Adelphagrotis stellaris (Grote, 1880)
Adelphagrotis stellaris is a blue-gray, medium-sized moth (FW length 15 - 17 mm) with an orange reniform spot and whitish gray, rose, or light orange collar. The forewing is steel gray, slightly darker gray or reddish gray in the median area and preceding the subterminal line. The transverse lines are dark gray, double, with slightly paler gray filling. The antemedial line is slightly irregular. The lightly scalloped postmedial line is focally drawn toward the base opposite the reniform spot. A dark median line is evident in most specimens. The pale subterminal line is preceded by a dark gray to reddish shade that forms a darker spot at the costa. A series of dark lines between the veins forms the terminal line. The orbicular spot is black with a thin luteous inner line, slightly irregular ovoid in shape, and is open toward the costa. It is usually filled with the color of the adjacent forewing but is evident due to dark gray, red-brown, or black filling of the cell in most specimens. The dark filling of the cell is limited to the posterior portion in some individuals and can be entirely lacking. The reniform is black, kidney-shaped, and filled with ochre to bright burnt orange scales and a dark lower spot. The claviform spot is absent or faint. The hindwing is light gray with faint discal spot, postmedial line, submarginal line, and a thin terminal line. The fringe is slightly lighter gray. The head and most of the collar are light chalky gray, light rose, or light orange with a thin black line at the tip of the collar. The remainder of the thorax is darker brown-gray to reddish gray. The male antenna is biserrate.

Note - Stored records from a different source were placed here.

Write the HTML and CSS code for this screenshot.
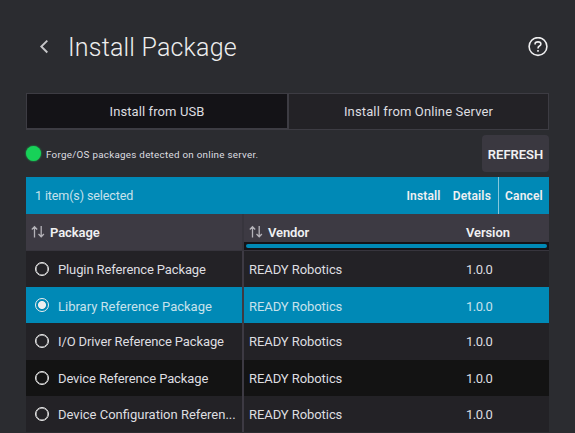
FILE: index.html
```html
<!DOCTYPE html>
<html lang="en">
<head>
<meta charset="utf-8">
<title>Install Package</title>
<link rel="stylesheet" href="styles.css">
</head>
<body>
<header class="top">
  <svg class="back" width="10" height="16" viewBox="0 0 10 16"><path d="M8.3 1.6 2.3 7.5l6 6"/></svg>
  <h1>Install Package</h1>
  <svg class="help" width="20" height="20" viewBox="0 0 20 20"><circle cx="10" cy="9.5" r="8.9"/><path d="M7.1 7.4V6.7Q7.1 4.9 10 4.9T12.9 7Q12.9 8.2 11.4 9 10 9.7 10 11.4"/><path d="M10 13v1.7"/></svg>
</header>
<nav class="tabs">
  <div class="tab active"><span class="t-usb">Install from USB</span></div>
  <div class="tab"><span class="t-online">Install from Online Server</span></div>
</nav>
<section class="status">
  <i class="dot"></i>
  <span class="message">Forge/OS packages detected on online server.</span>
  <button class="refresh">REFRESH</button>
</section>
<main class="table">
  <div class="actions">
    <span class="count">1 item(s) selected</span>
    <b class="install">Install</b>
    <b class="details">Details</b>
    <b class="cancel">Cancel</b>
  </div>
  <div class="head">
    <div class="head-left">
      <svg class="sort" width="14" height="14" viewBox="0 0 14 14"><path d="M3.5 12.5V2M.8 4.5 3.5 1.7l2.7 2.8M10.2 1v10.6M7.5 9l2.7 2.8L12.9 9"/></svg>
      <b class="h-package">Package</b>
    </div>
    <div class="head-right">
      <div class="head-cells">
        <div class="head-vendor">
          <svg class="sort" width="14" height="14" viewBox="0 0 14 14"><path d="M3.5 12.5V2M.8 4.5 3.5 1.7l2.7 2.8M10.2 1v10.6M7.5 9l2.7 2.8L12.9 9"/></svg>
          <b class="h-vendor">Vendor</b>
        </div>
        <b class="h-version">Version</b>
      </div>
      <div class="scroll"><i></i></div>
    </div>
  </div>
  <div class="row">
    <div class="package"><i class="radio"></i><span class="name tight">Plugin Reference Package</span></div>
    <div class="vendor">READY Robotics</div><div class="version">1.0.0</div>
  </div>
  <div class="row selected">
    <div class="package"><i class="radio"></i><span class="name">Library Reference Package</span></div>
    <div class="vendor">READY Robotics</div><div class="version">1.0.0</div>
  </div>
  <div class="row">
    <div class="package"><i class="radio"></i><span class="name tight">I/O Driver Reference Package</span></div>
    <div class="vendor">READY Robotics</div><div class="version">1.0.0</div>
  </div>
  <div class="row dark">
    <div class="package"><i class="radio"></i><span class="name tight">Device Reference Package</span></div>
    <div class="vendor">READY Robotics</div><div class="version">1.0.0</div>
  </div>
  <div class="row">
    <div class="package"><i class="radio"></i><span class="name">Device Configuration Referen...</span></div>
    <div class="vendor">READY Robotics</div><div class="version">1.0.0</div>
  </div>
</main>
</body>
</html>
```
FILE: styles.css
```css
* { box-sizing: border-box; }
body {
  margin: 0; width: 575px; height: 433px; overflow: hidden;
  padding: 0 26px; background: #2b2c30; color: #dedee0;
  font: 400 13px/16px Roboto, "Liberation Sans", sans-serif;
  white-space: nowrap;
}
h1 { margin: 2px auto 0 19px; font-size: 25px; line-height: 30px; font-weight: 300; color: #eee; letter-spacing: .2px; }
b { font-weight: 600; color: #f0f0f2; }
svg { fill: none; flex: none; }

.top { display: flex; align-items: center; height: 93px; padding-left: 13px; }
.back { stroke: #c6c6c8; stroke-width: 1.9; }
.help { stroke: #efeff0; stroke-width: 1.6; margin-right: 1px; }

.tabs { display: grid; grid-template-columns: 263px 260px; height: 37px; border: 1px solid #3d3c43; border-width: 1px 0; }
.tab { display: flex; align-items: center; justify-content: center; background: #232226; border-right: 1px solid #3d3c43; }
.tab.active { background: #141317; border: solid #3d3c43; border-width: 0 2px 1px 1px; }
.t-usb { padding-top: 2px; letter-spacing: .1px; }
.t-online { letter-spacing: .14px; padding-top: 1px; }

.status { display: flex; align-items: center; height: 47px; }
.dot { width: 15px; height: 15px; border-radius: 50%; background: #17d158; box-shadow: 0 0 2px #17d158; }
.message { margin: 2px auto 0 5px; font-size: 9.8px; letter-spacing: .28px; }
.refresh {
  width: 67px; height: 37px; padding: 2px 0 0; border: 0; border-radius: 4px;
  background: #3a3840; color: #f0f0f2; font: 600 13px/16px Roboto, sans-serif; letter-spacing: -.03px;
}

.actions { display: flex; align-items: center; height: 37px; background: #0089b6; font-size: 12px; }
.actions b { letter-spacing: .17px; }
.count { margin: 1px auto 0 9px; font-size: 12.5px; color: #c8e2ec; letter-spacing: -.11px; }
.install, .details { padding-top: 1px; }
.details { margin: 0 7px 0 12px; }
.cancel { border-left: 1px solid #85c7dc; width: 51px; height: 37px; line-height: 38px; padding-left: 6px; }

.head { display: grid; grid-template-columns: 218px 305px; height: 36.5px; background: #3d3a43; border-bottom: 1px solid #37353d; }
.head b { letter-spacing: -.1px; }
.head-left { display: flex; align-items: center; padding: 1px 0 0 5px; border-right: 2px solid #37353d; }
.head-cells { display: grid; grid-template-columns: 222px 83px; align-items: center; height: 28px; padding-top: 9px; }
.head-vendor { display: flex; align-items: center; padding-left: 5px; }
.sort { stroke: #b4b2b8; stroke-width: 1.3; margin: -1px 5px 0 0; }
.scroll { height: 8px; padding: 2px; background: #141317; }
.scroll i { display: block; height: 4px; border-radius: 2px; background: #0089b6; }

.row { display: grid; grid-template-columns: 218px 222px 83px; height: 36.4px; align-items: center; background: #232226; }
.package { display: flex; align-items: center; align-self: stretch; padding-left: 9px; border-right: 2px solid #3d3a43; }
.name { padding-top: 2px; }
.tight { letter-spacing: -.12px; }
.vendor { padding: 2px 0 0 5px; letter-spacing: -.07px; }
.version { padding-top: 2px; letter-spacing: -.5px; }
.selected { background: #0089b6; color: #c8e2ec; }
.selected .name, .selected .vendor, .selected .version { padding-top: 3px; }
.dark { background: #131313; }
.radio { width: 14px; height: 14px; border: 1.5px solid #eee; border-radius: 50%; margin-right: 9px; box-shadow: inset 0 0 0 .5px #eee; }
.selected .radio { background: radial-gradient(circle, #eee 3.6px, transparent 4.4px); box-shadow: none; }
```
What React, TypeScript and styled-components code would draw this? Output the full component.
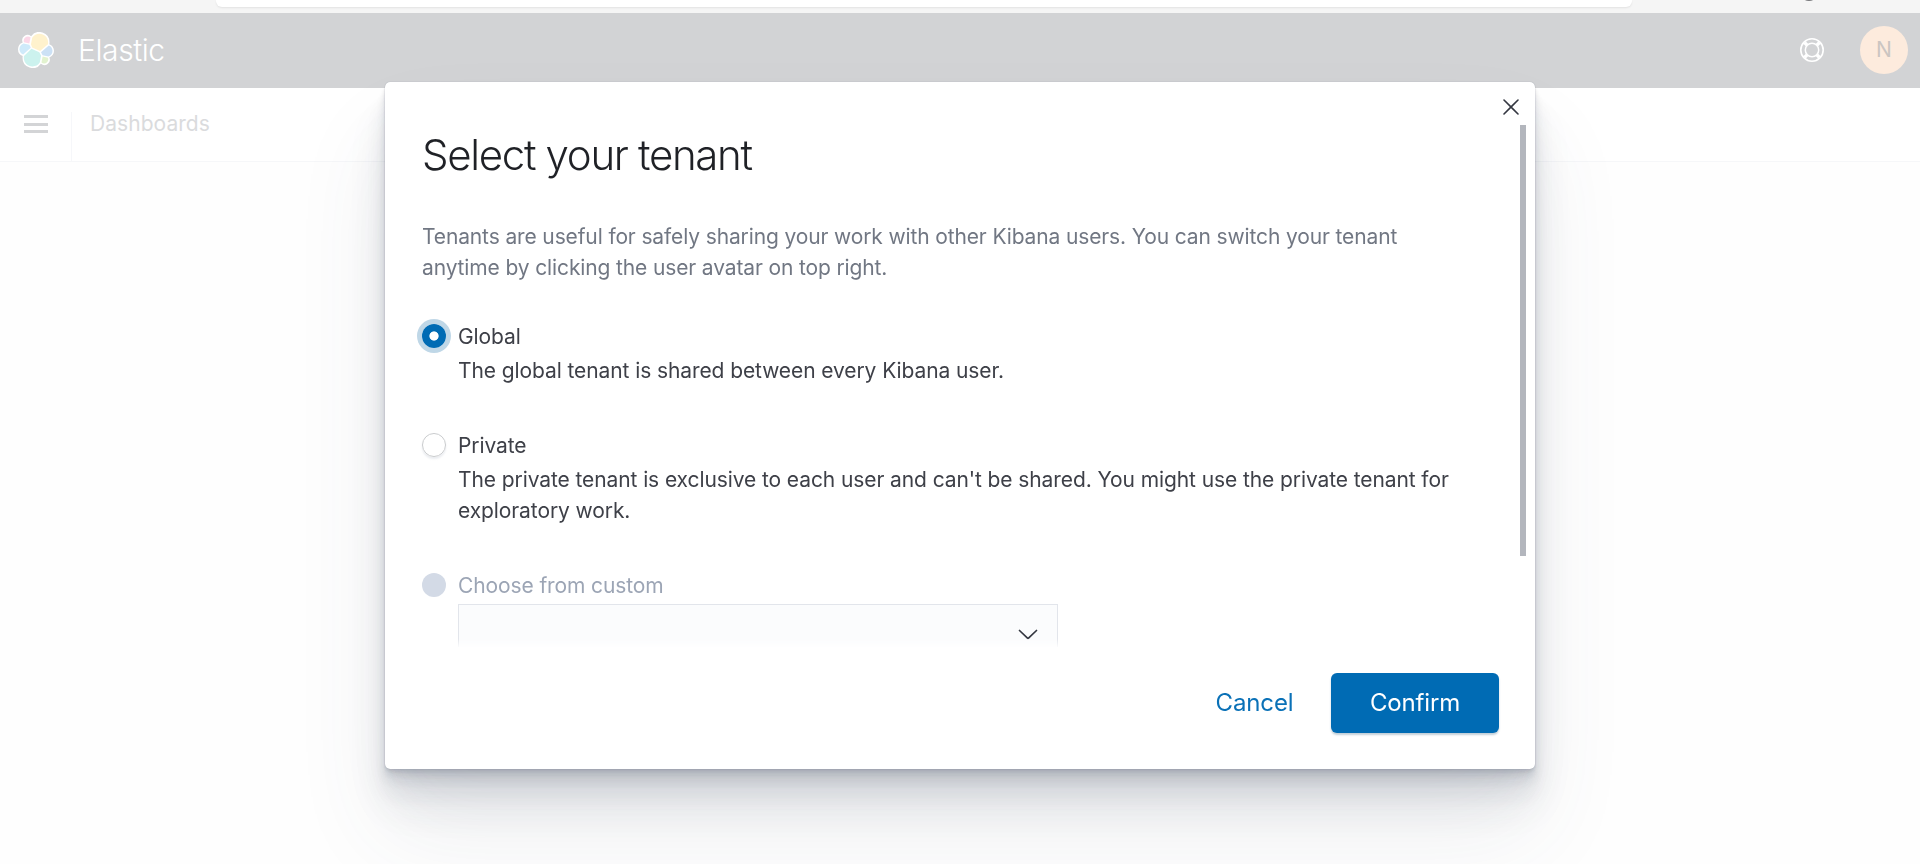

The combination of orange reniform spot, blue-gray ground color, and light collar are diagnostic of this species. Adelphagrotis indeterminata has a similar burnt orange reniform spot but is much darker gray and has a distinctive collar with a light base and black bar-like dorsal portion.
The type locality of Agrotis stellaris Grote is Washington Territory.
This species occurs in moist forests along the West Coast. In the Pacific Northwest, it is common in coastal rainforests, oak woodlands, and mixed hardwood forests at low elevations, and in mixed hardwood-conifer forests at middle elevations.
Adelphagrotis stellaris is restricted to the western portions of our region south of Lillooet, British Columbia. It is found west of the Cascade Range crest in Oregon and Washington.
This species is found in western California to Monterey Bay south of our region.
This species is a generalist feeding on many kinds of hardwoods in such genera as Vaccinium in the Ericaceae, Symphoricarpos in the Caprifoliaceae, Cornus in the Cornaceae, Rhamnus and Ceanothus in the Rhamnaceae, and Rubus, Holodiscus, Physocarpus, and Oemleria in the Rosaceae.
Adults fly in July and August in the Northwest. They are nocturnal and come to light.